** WORK REQUIRED **
The material below has pictures in it. Set down only the lines from the line containing "What React, TypeScript" through the line containing "const addresses: Address[]", word for word, and leave the pictures behind.

━━━━━━━━━━━━━━━━━━━━

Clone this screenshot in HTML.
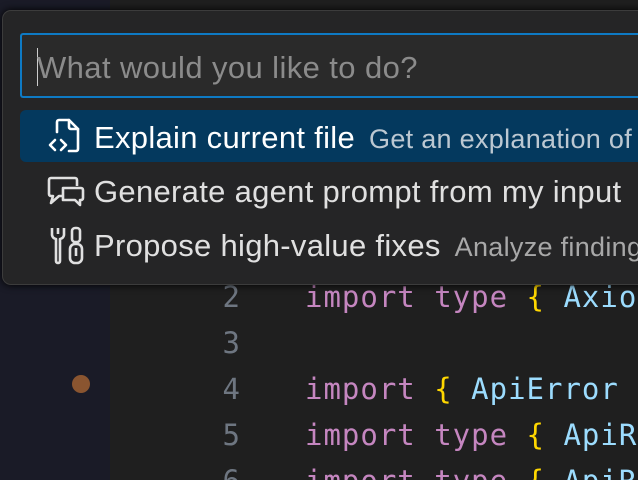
<!DOCTYPE html>
<html><head><meta charset="utf-8"><style>
html,body{margin:0;padding:0;width:638px;height:480px;overflow:hidden;background:#1f1f1f;font-family:"Liberation Sans",sans-serif;position:relative}
.gutter{position:absolute;left:0;top:0;width:110px;height:480px;background:#1a1b27}
.ln{position:absolute;width:240px;text-align:right;left:0;font:29px "DejaVu Sans Mono",monospace;color:#6e7681}
.code{position:absolute;left:305px;font:29px "DejaVu Sans Mono",monospace;letter-spacing:1px;color:#9cdcfe;white-space:pre}
.k{color:#c586c0}.b{color:#ffd700}
.dot{position:absolute;left:72px;top:375px;width:18px;height:18px;border-radius:50%;background:#8a5530}
.w{position:absolute;left:2px;top:10px;width:640px;height:273px;background:#252526;border:1px solid #3c3c3c;border-right:none;border-radius:9px 0 0 9px;box-shadow:0 0 8px #000;overflow:hidden}
.inp{position:absolute;left:17px;top:22px;width:640px;height:65px;border:2px solid #0e7ac4;border-right:none;border-radius:3px;background:#2a2a2a;box-sizing:border-box}
.inp span{position:absolute;left:15px;top:15px;font-size:31px;letter-spacing:0.4px;color:#8b8b8b;white-space:nowrap}
.inp i{position:absolute;left:15px;top:13px;width:1px;height:38px;background:#ccc}
.row{position:absolute;left:17px;width:640px;height:52px;border-radius:6px 0 0 6px}
.row.sel{background:#04395e}
.row .t{position:absolute;left:74px;top:10px;font-size:31px;letter-spacing:0.3px;color:#e0e0e0;white-space:nowrap}
.row .t small{font-size:27px;letter-spacing:0.3px;color:#a8a8a8;margin-left:14px}
.row.sel .t{color:#fff}.row.sel .t small{color:#bcc8d2}
.row svg{position:absolute;left:27px;top:8px}
</style></head><body>
<div class="gutter"></div>
<div class="dot"></div>
<div class="ln" style="top:280px">2</div>
<div class="ln" style="top:326px">3</div>
<div class="ln" style="top:372px">4</div>
<div class="ln" style="top:418px">5</div>
<div class="ln" style="top:464px">6</div>
<div class="code" style="top:280px"><span class="k">import type</span> <span class="b">{</span> Axios</div>
<div class="code" style="top:372px"><span class="k">import</span> <span class="b">{</span> ApiError</div>
<div class="code" style="top:418px"><span class="k">import type</span> <span class="b">{</span> ApiR</div>
<div class="code" style="top:464px"><span class="k">import type</span> <span class="b">{</span> ApiR</div>
<div class="w">
 <div class="inp"><i></i><span>What would you like to do?</span></div>
 <div class="row sel" style="top:99px">
  <svg width="40" height="38" viewBox="0 0 40 38" fill="none" stroke="#fff" stroke-width="2.6" stroke-linejoin="round" stroke-linecap="round"><path d="M10 14V4a2 2 0 0 1 2-2h10l9 9v20a2 2 0 0 1-2 2h-7"/><path d="M22 2v7a2 2 0 0 0 2 2h7"/><path d="M8 22l-5 5 5 5"/><path d="M14 22l5 5-5 5"/></svg>
  <div class="t">Explain current file<small>Get an explanation of the current file</small></div>
 </div>
 <div class="row" style="top:153px">
  <svg width="40" height="40" viewBox="0 0 40 40" fill="none" stroke="#e0e0e0" stroke-width="2.6" stroke-linejoin="round"><path d="M4 6h24a2 2 0 0 1 2 2v6M4 6a2 2 0 0 0-2 2v14a2 2 0 0 0 2 2h2l-2 7 8-7h4"/><path d="M16 16h18a2 2 0 0 1 2 2v8a2 2 0 0 1-2 2h-1v5l-5-5H16z"/></svg>
  <div class="t">Generate agent prompt from my input</div>
 </div>
 <div class="row" style="top:207px">
  <svg width="40" height="40" viewBox="0 0 40 40" fill="none" stroke="#e0e0e0" stroke-width="2.6" stroke-linejoin="round"><path d="M5 2v7a5 5 0 0 0 4 4v22a2 2 0 0 0 4 0V13a5 5 0 0 0 4-4V2M11 2v6"/><rect x="25" y="2" width="8" height="14" rx="3"/><rect x="23" y="18" width="12" height="19" rx="5"/><path d="M29 22v8"/></svg>
  <div class="t">Propose high-value fixes<small>Analyze findings and propose fixes</small></div>
 </div>
</div>
</body></html>
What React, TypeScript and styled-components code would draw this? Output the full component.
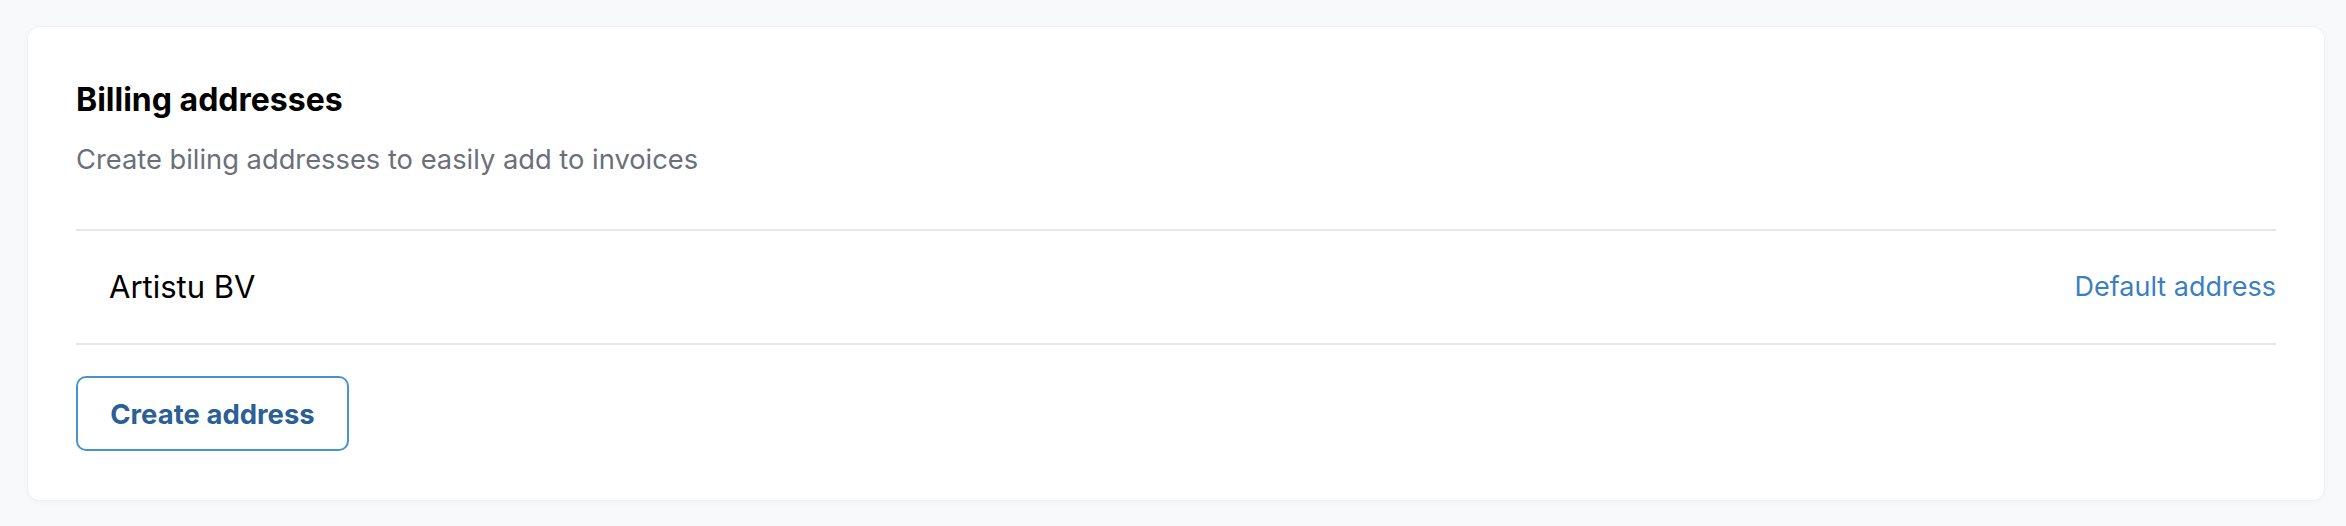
import React from 'react';
import styled, { createGlobalStyle } from 'styled-components';

const GlobalStyle = createGlobalStyle`
  html, body {
    margin: 0;
    background: #f8f9fb;
    font-family: Inter, "Noto Sans", sans-serif;
  }
`;

const Page = styled.div`
  padding: 27px 22px 26px 28px;
`;

const Card = styled.section`
  background: #fff;
  border-radius: 12px;
  box-shadow: 0 0 0 1px #f0f1f4, 0 2px 6px rgba(20, 30, 50, 0.04);
  padding: 54px 48px 49px;
`;

const Title = styled.h2`
  margin: 0;
  font-size: 32px;
  line-height: 38px;
  font-weight: 700;
  color: #000;
`;

const Subtitle = styled.p`
  margin: 24px 0 52px;
  font-size: 27.3px;
  line-height: 34px;
  color: #6b6f7a;
`;

const AddressList = styled.ul`
  list-style: none;
  margin: 0;
  padding: 0;
  border-top: 2px solid #e6e6e8;
`;

const AddressRow = styled.li`
  display: flex;
  align-items: center;
  justify-content: space-between;
  height: 112px;
  padding-left: 33px;
  border-bottom: 2px solid #e6e6e8;
`;

const AddressName = styled.span`
  font-size: 31px;
  line-height: 36px;
  color: #000;
`;

const DefaultLink = styled.a`
  font-size: 27px;
  line-height: 34px;
  color: #3b7fc0;
  text-decoration: none;
`;

const OutlineButton = styled.button`
  margin-top: 31px;
  height: 75px;
  width: 273px;
  border: 2px solid #4a94cc;
  border-radius: 10px;
  background: #fff;
  color: #2b5f95;
  font-family: inherit;
  font-size: 27.5px;
  font-weight: 700;
  cursor: pointer;
`;

type Address = { name: string; isDefault?: boolean };

const addresses: Address[] = [{ name: 'Artistu BV', isDefault: true }];

export default function App() {
  return (
    <Page>
      <GlobalStyle />
      <Card>
        <Title>Billing addresses</Title>
        <Subtitle>Create biling addresses to easily add to invoices</Subtitle>
        <AddressList>
          {addresses.map((address) => (
            <AddressRow key={address.name}>
              <AddressName>{address.name}</AddressName>
              {address.isDefault && <DefaultLink href='#'>Default address</DefaultLink>}
            </AddressRow>
          ))}
        </AddressList>
        <OutlineButton>Create address</OutlineButton>
      </Card>
    </Page>
  );
}
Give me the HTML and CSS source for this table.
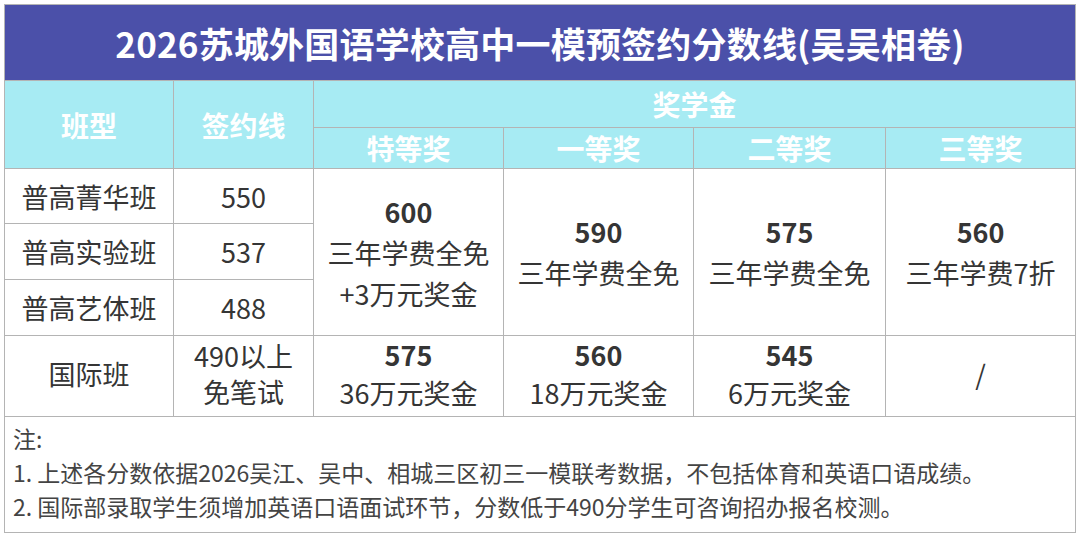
FILE: index.html
```html
<!DOCTYPE html>
<html lang="zh-CN">
<head>
<meta charset="utf-8">
<title>2026苏城外国语学校高中一模预签约分数线</title>
<link rel="stylesheet" href="styles.css">
</head>
<body>
<table class="score">
  <colgroup>
    <col class="c1"><col class="c2"><col class="c3"><col class="c4"><col class="c5"><col class="c6">
  </colgroup>
  <tr class="title-row"><th colspan="6" class="title">2026苏城外国语学校高中一模预签约分数线(吴吴相卷)</th></tr>
  <tr class="head1">
    <th rowspan="2" class="hd">班型</th>
    <th rowspan="2" class="hd">签约线</th>
    <th colspan="4" class="hd">奖学金</th>
  </tr>
  <tr class="head2">
    <th class="hd">特等奖</th><th class="hd">一等奖</th><th class="hd">二等奖</th><th class="hd">三等奖</th>
  </tr>
  <tr class="r1">
    <td>普高菁华班</td><td>550</td>
    <td rowspan="3"><div class="num">600</div><div>三年学费全免</div><div>+3万元奖金</div></td>
    <td rowspan="3"><div class="num">590</div><div>三年学费全免</div></td>
    <td rowspan="3"><div class="num">575</div><div>三年学费全免</div></td>
    <td rowspan="3"><div class="num">560</div><div>三年学费7折</div></td>
  </tr>
  <tr class="r2"><td>普高实验班</td><td>537</td></tr>
  <tr class="r3"><td>普高艺体班</td><td>488</td></tr>
  <tr class="r4">
    <td>国际班</td>
    <td class="tight"><div>490以上</div><div>免笔试</div></td>
    <td><div class="num">575</div><div>36万元奖金</div></td>
    <td><div class="num">560</div><div>18万元奖金</div></td>
    <td><div class="num">545</div><div>6万元奖金</div></td>
    <td>/</td>
  </tr>
  <tr class="notes-row">
    <td colspan="6" class="notes">
      <div>注:</div>
      <div>1. 上述各分数依据2026吴江、吴中、相城三区初三一模联考数据，不包括体育和英语口语成绩。</div>
      <div>2. 国际部录取学生须增加英语口语面试环节，分数低于490分学生可咨询招办报名校测。</div>
    </td>
  </tr>
</table>
</body>
</html>
```
FILE: styles.css
```css
html, body {
  margin: 0;
  padding: 0;
  background: #ffffff;
}
body {
  padding: 4px 0 0 4px;
  font-family: "Noto Sans CJK SC", "Noto Sans", sans-serif;
  color: #353535;
}
.score {
  border-collapse: collapse;
  table-layout: fixed;
  width: 1071px;
  border: 1px solid #b4b4b4;
}
.c1 { width: 169px; }
.c2 { width: 140px; }
.c3 { width: 190px; }
.c4 { width: 190px; }
.c5 { width: 192px; }
.c6 { width: 190px; }

.score th, .score td {
  border: 1px solid #b4b4b4;
  padding: 0;
  text-align: center;
  vertical-align: middle;
}
.title-row { height: 76px; }
.title {
  background: #4b50a9;
  color: #ffffff;
  font-size: 35px;
  font-weight: 700;
  letter-spacing: 0.2px;
}
.hd {
  background: #a7ebf3;
  color: #ffffff;
  font-size: 28px;
  font-weight: 700;
}
.head1 { height: 47px; }
.head2 { height: 40px; }
.score td {
  font-size: 27px;
  line-height: 41px;
}
.r1 { height: 55px; }
.r2 { height: 56px; }
.r3 { height: 56px; }
.r4 { height: 81px; }
.score .r4 td { line-height: 38px; padding-bottom: 4px; }
.num { font-weight: 700; }
.score .r4 td.tight { line-height: 36px; }
.notes-row { height: 116px; }
.score td.notes {
  text-align: left;
  font-size: 23px;
  line-height: 34px;
  padding: 4px 0 0 8px;
  color: #444444;
  vertical-align: top;
}
```
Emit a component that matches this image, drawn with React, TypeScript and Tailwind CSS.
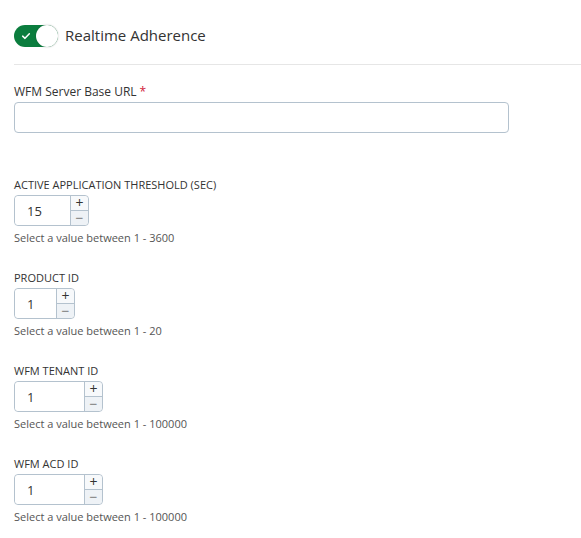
import { useState } from "react";

type NumberFieldProps = {
  label: string;
  value: number;
  min: number;
  max: number;
  inputWidth: string;
};

function NumberField({ label, value, min, max, inputWidth }: NumberFieldProps) {
  const [val, setVal] = useState(value);

  return (
    <div className="mb-[25px]">
      <div className="text-[11px] leading-[15px] text-[#333] uppercase">{label}</div>
      <div className="mt-[3px] flex h-[31px] w-fit rounded-[4px] border border-[#b4c2ce] bg-white">
        <input
          value={val}
          onChange={(e) => setVal(Number(e.target.value) || 0)}
          className={`${inputWidth} h-full rounded-l-[4px] bg-white pl-[12px] text-[13px] text-[#333] outline-none`}
        />
        <div className="flex w-[18px] flex-col border-l border-[#b4c2ce]">
          <button
            onClick={() => setVal(Math.min(max, val + 1))}
            className="flex flex-1 items-center justify-center rounded-tr-[4px] border-b border-[#b4c2ce] bg-[#f7f9fb] text-[14px] leading-none text-[#333]"
          >
            +
          </button>
          <button
            onClick={() => setVal(Math.max(min, val - 1))}
            className="flex flex-1 items-center justify-center rounded-br-[4px] bg-[#eef2f6] text-[14px] leading-none text-[#777]"
          >
            −
          </button>
        </div>
      </div>
      <div className="mt-[4px] text-[11px] leading-[15px] text-[#555]">
        Select a value between {min} - {max}
      </div>
    </div>
  );
}

function App() {
  const [enabled, setEnabled] = useState(true);

  return (
    <div className="min-h-screen bg-white pl-[14px] font-['Open_Sans',sans-serif] text-[#333]">
      <div className="flex h-[65px] items-center gap-[7px] border-b border-[#e6e6e6] pt-[7px]">
        <button
          onClick={() => setEnabled(!enabled)}
          className={`relative h-[22px] w-[44px] rounded-full ${enabled ? "bg-[#0b7d3e]" : "bg-[#c4c4c4]"}`}
        >
          {enabled && (
            <svg viewBox="0 0 12 12" className="absolute left-[7px] top-[6px] h-[10px] w-[10px]">
              <path d="M2 6.2 L4.8 8.8 L10 3.4" fill="none" stroke="white" strokeWidth="1.8" strokeLinecap="round" strokeLinejoin="round" />
            </svg>
          )}
          <span
            className={`absolute top-[0px] h-[22px] w-[22px] rounded-full bg-white shadow-[0_0_2px_rgba(0,0,0,0.25)] ${enabled ? "left-[22px]" : "left-0"}`}
          />
        </button>
        <span className="text-[15px] text-[#333]">Realtime Adherence</span>
      </div>

      <div className="mt-[19px] text-[12px] leading-[16px] text-[#333]">
        WFM Server Base URL<span className="ml-[3px] text-[#d11a3a]">*</span>
      </div>
      <input className="mt-[2px] h-[31px] w-[495px] rounded-[4px] border border-[#b4c2ce] bg-white px-[10px] text-[13px] outline-none" />

      <div className="mt-[44px]">
        <NumberField label="Active Application Threshold (sec)" value={15} min={1} max={3600} inputWidth="w-[55px]" />
        <NumberField label="Product ID" value={1} min={1} max={20} inputWidth="w-[41px]" />
        <NumberField label="WFM Tenant ID" value={1} min={1} max={100000} inputWidth="w-[69px]" />
        <NumberField label="WFM ACD ID" value={1} min={1} max={100000} inputWidth="w-[69px]" />
      </div>
    </div>
  );
}

export default App;
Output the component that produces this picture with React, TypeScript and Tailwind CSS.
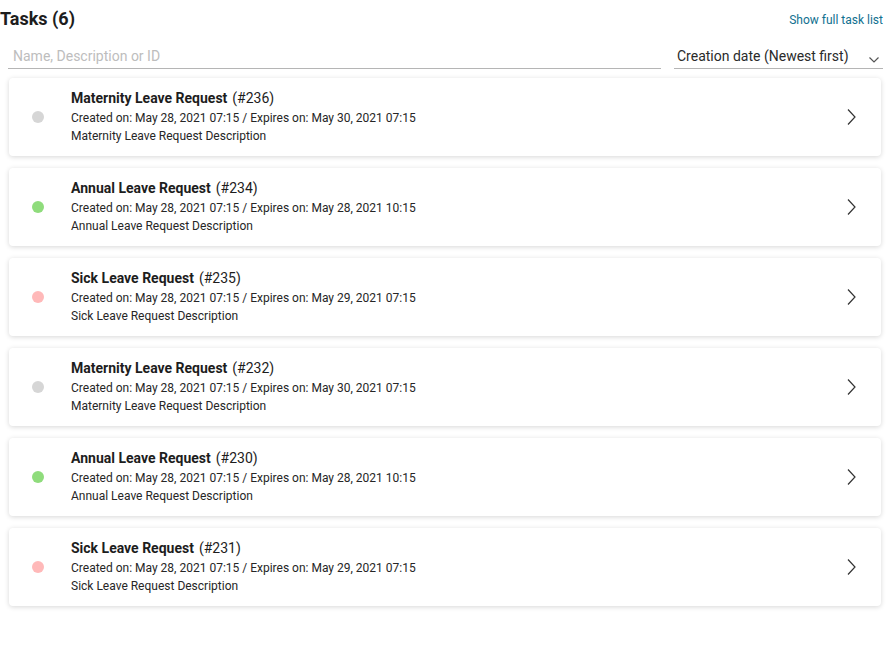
import React from "react";

type Task = { title: string; id: number; expires: string; desc: string; color: string };

const tasks: Task[] = [
  { title: "Maternity Leave Request", id: 236, expires: "May 30, 2021 07:15", desc: "Maternity Leave Request Description", color: "bg-[#d6d6d6]" },
  { title: "Annual Leave Request", id: 234, expires: "May 28, 2021 10:15", desc: "Annual Leave Request Description", color: "bg-[#8fdc7c]" },
  { title: "Sick Leave Request", id: 235, expires: "May 29, 2021 07:15", desc: "Sick Leave Request Description", color: "bg-[#ffb9b9]" },
  { title: "Maternity Leave Request", id: 232, expires: "May 30, 2021 07:15", desc: "Maternity Leave Request Description", color: "bg-[#d6d6d6]" },
  { title: "Annual Leave Request", id: 230, expires: "May 28, 2021 10:15", desc: "Annual Leave Request Description", color: "bg-[#8fdc7c]" },
  { title: "Sick Leave Request", id: 231, expires: "May 29, 2021 07:15", desc: "Sick Leave Request Description", color: "bg-[#ffb9b9]" },
];

export default function App() {
  return (
    <div className="w-[890px] h-[650px] bg-white text-[#212121] font-['Roboto',sans-serif] overflow-hidden">
      <div className="flex items-start justify-between h-[40px] pr-[7px]">
        <h1 className="text-[18px] font-bold leading-[22px] mt-[8px] ml-0 text-[#1d1d1d]">Tasks (6)</h1>
        <a className="text-[12px] leading-[14px] mt-[13px] text-[#11708f] cursor-pointer">Show full task list</a>
      </div>
      <div className="flex items-end px-[7px] gap-[13px] h-[29px]">
        <div className="flex-1 border-b border-[#b5b5b5] h-[29px] flex items-end pb-[4px] ml-[1px]">
          <input
            className="w-full outline-none text-[14px] leading-[16px] pl-[5px] placeholder:text-[#bdbdbd] bg-transparent"
            placeholder="Name, Description or ID"
          />
        </div>
        <div className="w-[209px] border-b border-[#b5b5b5] h-[29px] flex items-end justify-between pb-[4px] pl-[3px] pr-[3px]">
          <span className="text-[14px] leading-[16px] text-[#2a2a2a]">Creation date (Newest first)</span>
          <svg width="12" height="8" viewBox="0 0 12 8" className="mb-[0px]">
            <path d="M1.5 1.5 L6 6 L10.5 1.5" fill="none" stroke="#555" strokeWidth="1.2" />
          </svg>
        </div>
      </div>
      <div className="flex flex-col gap-[12px] pl-[9px] pr-[9px] mt-[9px]">
        {tasks.map((t) => (
          <div
            key={t.id}
            className="h-[78px] bg-white rounded-[4px] shadow-[0_1px_5px_rgba(0,0,0,0.16)] flex items-center"
          >
            <div className="w-[62px] flex justify-start pl-[23px]">
              <span className={`w-[12px] h-[12px] rounded-full ${t.color}`} />
            </div>
            <div className="flex-1 flex flex-col">
              <div className="text-[14px] leading-[18px] text-[#1d1d1d]">
                <span className="font-bold">{t.title}</span>
                <span className="ml-[5px]">(#{t.id})</span>
              </div>
              <div className="text-[12px] leading-[18px] mt-[2px] text-[#262626]">
                Created on: May 28, 2021 07:15 / Expires on: {t.expires}
              </div>
              <div className="text-[12px] leading-[18px] text-[#262626]">{t.desc}</div>
            </div>
            <div className="w-[36px] flex justify-start">
              <svg width="12" height="18" viewBox="0 0 12 18">
                <path d="M3 1.5 L10 9 L3 16.5" fill="none" stroke="#333" strokeWidth="1.2" />
              </svg>
            </div>
          </div>
        ))}
      </div>
    </div>
  );
}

━━━━━━━━━━━━━━━━━━━━

** EXERCISE OUTPUT **
What React, TypeScript and styled-components code would draw this? Output the full component.
import React from 'react';
import styled, { createGlobalStyle } from 'styled-components';

const GlobalStyle = createGlobalStyle`
  html, body {
    margin: 0;
    background: #f8f9fb;
    font-family: Inter, "Noto Sans", sans-serif;
  }
`;

const Page = styled.div`
  padding: 27px 22px 26px 28px;
`;

const Card = styled.section`
  background: #fff;
  border-radius: 12px;
  box-shadow: 0 0 0 1px #f0f1f4, 0 2px 6px rgba(20, 30, 50, 0.04);
  padding: 54px 48px 49px;
`;

const Title = styled.h2`
  margin: 0;
  font-size: 32px;
  line-height: 38px;
  font-weight: 700;
  color: #000;
`;

const Subtitle = styled.p`
  margin: 24px 0 52px;
  font-size: 27.3px;
  line-height: 34px;
  color: #6b6f7a;
`;

const AddressList = styled.ul`
  list-style: none;
  margin: 0;
  padding: 0;
  border-top: 2px solid #e6e6e8;
`;

const AddressRow = styled.li`
  display: flex;
  align-items: center;
  justify-content: space-between;
  height: 112px;
  padding-left: 33px;
  border-bottom: 2px solid #e6e6e8;
`;

const AddressName = styled.span`
  font-size: 31px;
  line-height: 36px;
  color: #000;
`;

const DefaultLink = styled.a`
  font-size: 27px;
  line-height: 34px;
  color: #3b7fc0;
  text-decoration: none;
`;

const OutlineButton = styled.button`
  margin-top: 31px;
  height: 75px;
  width: 273px;
  border: 2px solid #4a94cc;
  border-radius: 10px;
  background: #fff;
  color: #2b5f95;
  font-family: inherit;
  font-size: 27.5px;
  font-weight: 700;
  cursor: pointer;
`;

type Address = { name: string; isDefault?: boolean };

const addresses: Address[] = [{ name: 'Artistu BV', isDefault: true }];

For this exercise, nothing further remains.